INFORMATION PROVIDED ▸
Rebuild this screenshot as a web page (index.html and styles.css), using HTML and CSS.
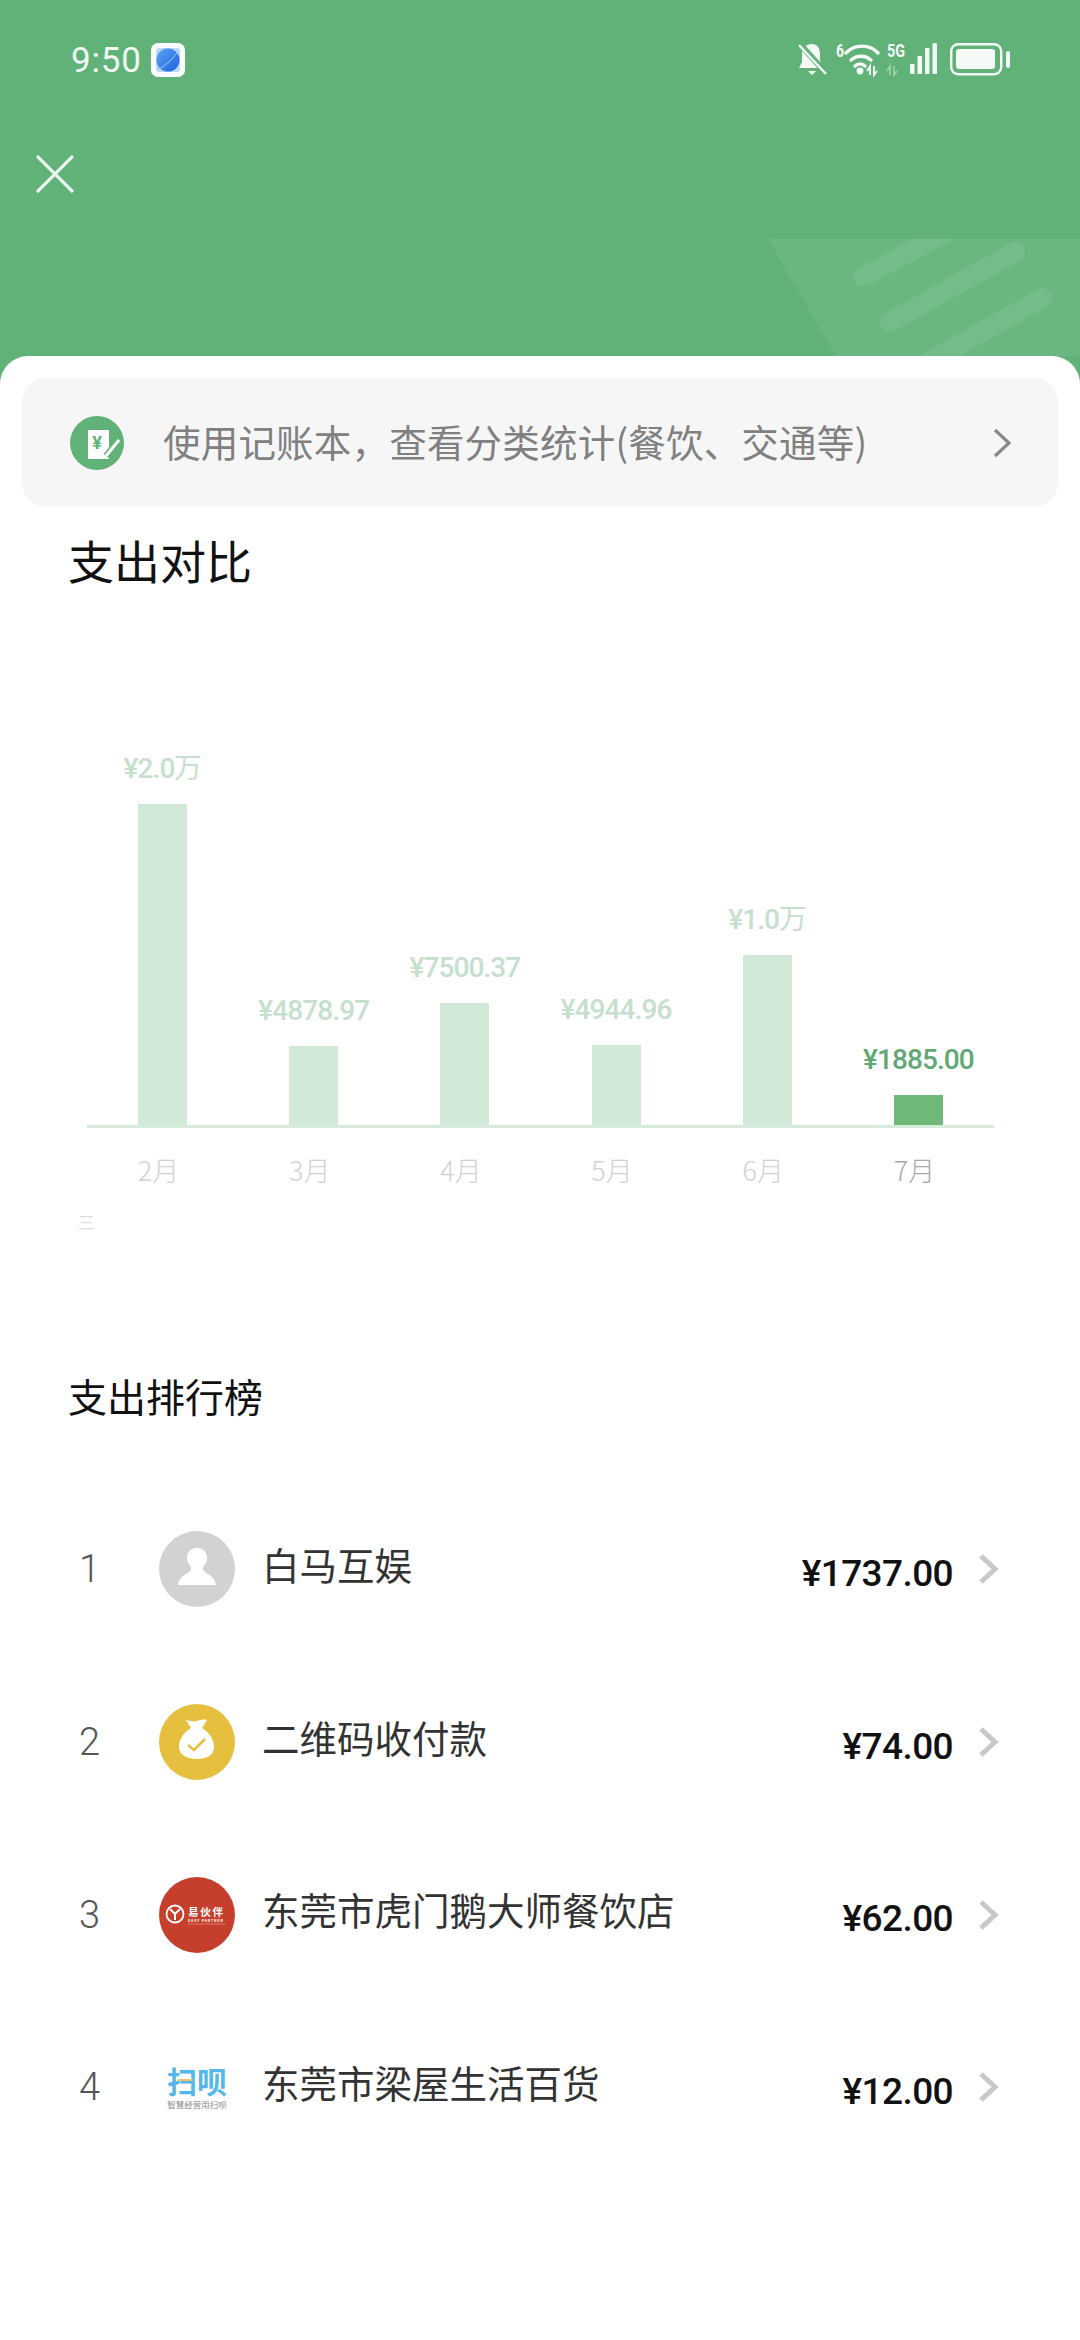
FILE: index.html
```html
<!DOCTYPE html>
<html lang="zh-CN">
<head>
  <meta charset="UTF-8" />
  <meta name="viewport" content="width=device-width, initial-scale=1.0"/>
  <title>支出统计</title>
  <link rel="stylesheet" href="styles.css">
</head>
<body>

  <header class="top">
    <div class="status">
      <div class="status-left">
        <span class="time">9:50</span>
        <svg class="app-icon" width="34" height="34" viewBox="0 0 34 34">
          <defs>
            <linearGradient id="planet" x1="0" y1="0" x2="1" y2="1">
              <stop offset="0" stop-color="#5aa4f2"/>
              <stop offset="1" stop-color="#1f5fe0"/>
            </linearGradient>
          </defs>
          <rect width="34" height="34" rx="7" fill="#fff"/>
          <rect x="5" y="5" width="24" height="24" rx="3" fill="#b9d8fb"/>
          <circle cx="17" cy="17" r="11.5" fill="url(#planet)"/>
          <path d="M6 27C12 25 25 14 28 6" fill="none" stroke="#a9d4fb" stroke-width=".9"/>
        </svg>
      </div>
      <svg class="status-right" width="230" height="60" viewBox="0 0 230 60">
        <path d="M22 14c5 0 8 4 8 10v6l2 8H9l3-6v-8c0-6 4-10 10-10z" fill="#f4faf6"/>
        <path d="M18 41h8l-4 4z" fill="#f4faf6"/>
        <path d="M9 13l27 30" stroke="#60b278" stroke-width="6"/>
        <path d="M9 15l27 29" stroke="#f4faf6" stroke-width="2.4"/>
        <text x="46" y="27" class="net-text" font-size="19" textLength="8" lengthAdjust="spacingAndGlyphs">6</text>
        <g fill="none" stroke="#f4faf6" stroke-linecap="round" stroke-width="3.4">
          <path d="M56 23A22 22 0 0 1 88 23"/>
          <path d="M61 30A15 15 0 0 1 81 30"/>
          <path d="M65 36A7 7 0 0 1 75 36"/>
        </g>
        <circle cx="70" cy="41" r="3.4" fill="#f4faf6"/>
        <path d="M80 45v-9l-3 5M84 36v9l3-4" fill="none" stroke="#f4faf6" stroke-width="1.8"/>
        <text x="97" y="27" class="net-text" font-size="18" textLength="18" lengthAdjust="spacingAndGlyphs">5G</text>
        <path d="M100 45v-9l-3 5M104 36v9l3-4" fill="none" stroke="#f4faf6" stroke-width="1.8" opacity=".4"/>
        <g fill="#f4faf6">
          <rect x="120" y="34" width="4.500" height="10" rx="1"/>
          <rect x="127.500" y="26" width="4.500" height="18" rx="1"/>
          <rect x="135" y="18" width="4.500" height="26" rx="1"/>
          <rect x="142.500" y="13" width="4.500" height="31" rx="1"/>
          <rect x="166" y="19" width="39" height="20" rx="3"/>
          <rect x="216" y="21" width="4" height="17" rx="2"/>
        </g>
        <rect x="161.200" y="14.200" width="50" height="30" rx="7" fill="none" stroke="#f4faf6" stroke-width="2.400"/>
      </svg>
    </div>

    <nav class="nav">
      <svg width="38" height="38" viewBox="0 0 38 38">
        <path d="M1 1l36 36M37 1L1 37" stroke="#eef8f1" stroke-width="3.2"/>
      </svg>
    </nav>

    <svg class="hero-band" width="1080" height="117" viewBox="0 0 1080 117">
      <polygon points="768,0 1080,0 1080,117 836,117" fill="#fff" fill-opacity=".07"/>
      <g stroke="#fff" stroke-opacity=".08" stroke-width="20" stroke-linecap="round" fill="none">
        <path d="M863 38L945 -6"/>
        <path d="M890 83L1015 13"/>
        <path d="M925 125L1042 59"/>
      </g>
    </svg>
  </header>

  <main class="sheet">
    <div class="tip">
      <svg width="54" height="54" viewBox="0 0 54 54">
        <circle cx="27" cy="27" r="27" fill="#60b278"/>
        <rect x="18" y="14" width="21" height="29" fill="#fff"/>
        <text x="27" y="33" class="tip-yen" font-size="18" text-anchor="middle">¥</text>
        <path d="M36 40L49 24" stroke="#60b278" stroke-width="6"/>
        <path d="M36 40L49 24" stroke="#fff" stroke-width="3"/>
      </svg>
      <span class="tip-text">使用记账本，查看分类统计(餐饮、交通等)</span>
      <svg class="tip-arrow" width="20" height="30" viewBox="0 0 20 30">
        <path d="M3 2l14 13L3 28" fill="none" stroke="#888" stroke-width="3.200"/>
      </svg>
    </div>

    <h2 class="compare-title">支出对比</h2>

    <div class="plot">
      <div class="col">
        <span class="value">¥2.0万</span>
        <div class="bar" style="height: 321px"></div>
      </div>
      <div class="col">
        <span class="value">¥4878.97</span>
        <div class="bar" style="height: 79px"></div>
      </div>
      <div class="col">
        <span class="value">¥7500.37</span>
        <div class="bar" style="height: 122px"></div>
      </div>
      <div class="col">
        <span class="value">¥4944.96</span>
        <div class="bar" style="height: 80px"></div>
      </div>
      <div class="col">
        <span class="value">¥1.0万</span>
        <div class="bar" style="height: 170px"></div>
      </div>
      <div class="col current">
        <span class="value">¥1885.00</span>
        <div class="bar" style="height: 30px"></div>
      </div>
    </div>
    <div class="months">
      <span>2月</span>
      <span>3月</span>
      <span>4月</span>
      <span>5月</span>
      <span>6月</span>
      <span class="current">7月</span>
    </div>
    <div class="stub">三</div>

    <h2 class="rank-title">支出排行榜</h2>

    <ul class="rank">
      <li class="row">
        <span class="num">1</span>
        <svg class="avatar" width="76" height="76" viewBox="0 0 76 76">
          <circle cx="38" cy="38" r="38" fill="#d2d2d2"/>
          <path d="M38 17c-6 0-10 4-10 10 0 4 2 7 4 9v3c-3 4-9 5-12 11l-1 4h38l-1-4c-3-6-9-7-12-11v-3c2-2 4-5 4-9 0-6-4-10-10-10z" fill="#fff"/>
        </svg>
        <span class="name">白马互娱</span>
        <span class="amount">¥1737.00</span>
        <svg class="arrow" width="20" height="30" viewBox="0 0 20 30">
          <path d="M2 2l14 13L2 28" fill="none" stroke="#c8c8cc" stroke-width="5"/>
        </svg>
      </li>
      <li class="row">
        <span class="num">2</span>
        <svg class="avatar" width="76" height="76" viewBox="0 0 76 76">
          <circle cx="38" cy="38" r="38" fill="#e6bf3f"/>
          <path d="M27 16c5 1 8 2 11 1 3-1 7-2 10-1l-5 8c7 4 12 11 12 19 0 8-7 12-17 12s-18-4-18-12c0-8 5-15 12-19z" fill="#fff"/>
          <path d="M29 41l6 5 11-11" fill="none" stroke="#e6bf3f" stroke-width="2.600"/>
        </svg>
        <span class="name">二维码收付款</span>
        <span class="amount">¥74.00</span>
        <svg class="arrow" width="20" height="30" viewBox="0 0 20 30">
          <path d="M2 2l14 13L2 28" fill="none" stroke="#c8c8cc" stroke-width="5"/>
        </svg>
      </li>
      <li class="row">
        <span class="num">3</span>
        <svg class="avatar" width="76" height="76" viewBox="0 0 76 76">
          <circle cx="38" cy="38" r="38" fill="#c63f2c"/>
          <circle cx="16" cy="37" r="8.500" fill="none" stroke="#fff" stroke-width="1.800"/>
          <path d="M11 32l5 5 5-5M16 37v6" fill="none" stroke="#fff" stroke-width="2"/>
          <text x="29" y="39" class="logo-text" font-size="10.500" textLength="35">易伙伴</text>
          <text x="29" y="45" class="logo-text" font-size="3.500" textLength="35">EASY PARTNER</text>
          <path d="M29 47h37" stroke="#e9a79b" stroke-width=".6"/>
        </svg>
        <span class="name">东莞市虎门鹅大师餐饮店</span>
        <span class="amount">¥62.00</span>
        <svg class="arrow" width="20" height="30" viewBox="0 0 20 30">
          <path d="M2 2l14 13L2 28" fill="none" stroke="#c8c8cc" stroke-width="5"/>
        </svg>
      </li>
      <li class="row">
        <span class="num">4</span>
        <div class="logo">
          <span class="logo-main">扫呗<i class="logo-bar"></i></span>
          <span class="logo-sub">智慧经营用扫呗</span>
        </div>
        <span class="name">东莞市梁屋生活百货</span>
        <span class="amount">¥12.00</span>
        <svg class="arrow" width="20" height="30" viewBox="0 0 20 30">
          <path d="M2 2l14 13L2 28" fill="none" stroke="#c8c8cc" stroke-width="5"/>
        </svg>
      </li>
    </ul>
  </main>

</body>
</html>
```

FILE: styles.css
```css
body {
  margin: 0;
  height: 2340px;
  overflow: hidden;
  background: #60b278;
  font-family: "Noto Sans CJK SC", Roboto, sans-serif;
}

h2, ul {
  margin: 0;
  padding: 0;
  font-weight: 400;
}

svg {
  display: block;
  flex: none;
}

/* green header */
.top {
  background: #60b278;
}

.status {
  height: 120px;
  padding: 0 60px 0 71px;
  display: flex;
  align-items: center;
  justify-content: space-between;
}

.status-left {
  display: flex;
  align-items: center;
  gap: 9px;
}

.time {
  font-family: Roboto, sans-serif;
  font-size: 35px;
  letter-spacing: 0.8px;
  color: #f1f9f3;
}

.net-text {
  font-family: Roboto, sans-serif;
  font-weight: 700;
  fill: #f4faf6;
}

.nav {
  box-sizing: border-box;
  height: 119px;
  padding: 0 0 12px 36px;
  display: flex;
  align-items: center;
}

/* white sheet */
.sheet {
  box-sizing: border-box;
  height: 1984px;
  background: #fff;
  border-radius: 28px 28px 0 0;
  padding-top: 22px;
}

.tip {
  margin: 0 22px;
  height: 129px;
  padding: 0 46px 0 48px;
  background: #f6f6f6;
  border-radius: 24px;
  display: flex;
  align-items: center;
  gap: 39px;
}

.tip-text {
  margin-bottom: 5px;
  font-size: 37.5px;
  letter-spacing: 0.2px;
  color: #808080;
  flex: 1;
  white-space: nowrap;
}

.tip-yen {
  font-family: Roboto, sans-serif;
  font-weight: 700;
  fill: #60b278;
}

.compare-title {
  margin: 22px 0 0 68px;
  font-size: 46px;
  line-height: 60px;
  color: #111;
}

/* bar chart */
.plot {
  margin: 0 0 0 87px;
  width: 907px;
  height: 536px;
  display: grid;
  grid-template-columns: repeat(6, 1fr);
  align-items: end;
  border-bottom: 3px solid #d6ebdb;
}

.col {
  display: flex;
  flex-direction: column;
  align-items: center;
  color: #c5e0cc;
}

.col.current {
  color: #62a875;
}

.value {
  font-family: Roboto, sans-serif;
  font-size: 28px;
  font-weight: 500;
  letter-spacing: -0.9px;
  line-height: 30px;
  margin-bottom: 20px;
  white-space: nowrap;
}

.bar {
  width: 49px;
  background: #d3e9d7;
}

.current .bar {
  background: #6fb878;
}

.months {
  margin-left: 87px;
  width: 907px;
  padding-top: 22px;
  display: grid;
  grid-template-columns: repeat(6, 1fr);
  font-size: 27px;
  font-weight: 300;
  line-height: 40px;
  text-align: center;
  color: #d2d2d2;
}

.months span {
  padding-right: 8px;
}

.months .current {
  color: #a8a8a8;
}

/* leftover legend glyph under the chart */
.stub {
  margin: 18px 0 0 78px;
  font-size: 17px;
  line-height: 28px;
  color: #ddd;
}

.rank-title {
  margin: 131px 0 0 68px;
  font-size: 39px;
  line-height: 56px;
  color: #111;
}

/* ranking list */
.rank {
  margin-top: 60px;
  list-style: none;
}

.row {
  height: 172.7px;
  padding: 0 81px 0 79px;
  display: flex;
  align-items: center;
}

.num {
  width: 80px;
  font-family: Roboto, sans-serif;
  font-size: 38px;
  font-weight: 300;
  color: #555;
}

.name {
  margin: 0 0 12px 27px;
  font-size: 37.5px;
  color: #333;
  white-space: nowrap;
}

.amount {
  margin: 8px 0 0 auto;
  font-family: Roboto, sans-serif;
  font-size: 37px;
  font-weight: 500;
  letter-spacing: -0.6px;
  color: #111;
}

.arrow {
  margin-left: 26px;
}

.logo-text {
  font-family: "Noto Sans CJK SC", sans-serif;
  font-weight: 700;
  fill: #fff;
}

/* small brand mark, text on top of a tiny rule */
.logo {
  width: 76px;
  display: flex;
  flex-direction: column;
  align-items: center;
}

.logo-main {
  position: relative;
  font-size: 30px;
  line-height: 34px;
  font-weight: 700;
  color: #55b6ec;
}

.logo-bar {
  position: absolute;
  left: 11px;
  top: 16px;
  width: 15px;
  height: 2px;
  background: #e9c46a;
}

.logo-sub {
  font-size: 8.5px;
  line-height: 14px;
  color: #888;
  white-space: nowrap;
}
```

EXERCISE ▸
Look through the lines above and collect those with the word "index".

TASK RESULT ▸
Rebuild this screenshot as a web page (index.html and styles.css), using HTML and CSS.
FILE: index.html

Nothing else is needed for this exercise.